Bond yields edge lower awaiting fresh cues

19 Dec 2013 Evaluate

Bond yields edged lower as traders await further cues, a day after the central bank surprised markets by keeping interest rates unchanged. Nevertheless, bonds gained momentum on account of limited impact of the US Federal Reserve tapering move as it also committed to low rates for an extended period. Further, uptick of bonds were limited as traders abstained from adding positions ahead of the Rs 15,000 crore worth debt auction on Friday.

On the global front, U.S. Treasury prices slipped after the Federal Reserve announced it would start dialing back its monthly bond-buying program by $10 billion and signaled that it may keep its key interest rate extremely low even longer than previously promised. Meanwhile, brent futures slipped towards $109 a barrel on Thursday after the U.S. Federal Reserve's move to taper its monetary stimulus drove the dollar higher.

Back home, the yields on new 10 year Government Stock 2023 were trading 2 basis points lower at 8.76% from its previous close of 8.78% on Wednesday.

The benchmark five-year interest rate swaps were trading 2 basis points lower at 8.38% from its previous close of 8.40% on Wednesday.

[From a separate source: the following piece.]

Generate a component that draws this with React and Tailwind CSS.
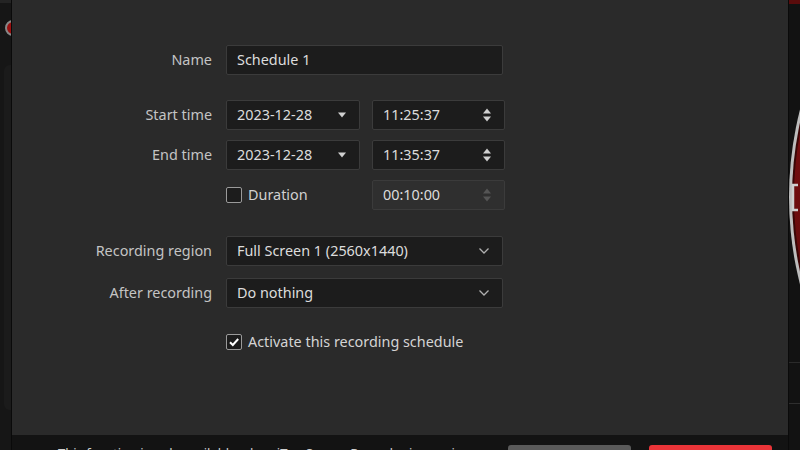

The Government of India have announced the sale (new issue/re-issue) of four dated securities for Rs 15,000 crore on December 20, 2013, which includes, (i) 8.12% Government Stock 2020 for a notified amount of Rs 4,000 crore, (ii) 8.28 % Government Stock 2027 for a notified amount of Rs 7,000 crore, (iii) 9.20 % Government Stock 2030 for a notified amount of Rs 2000 crore and (iv) New 30 year Government Stock 2043 for a notified amount of Rs 2000 crore.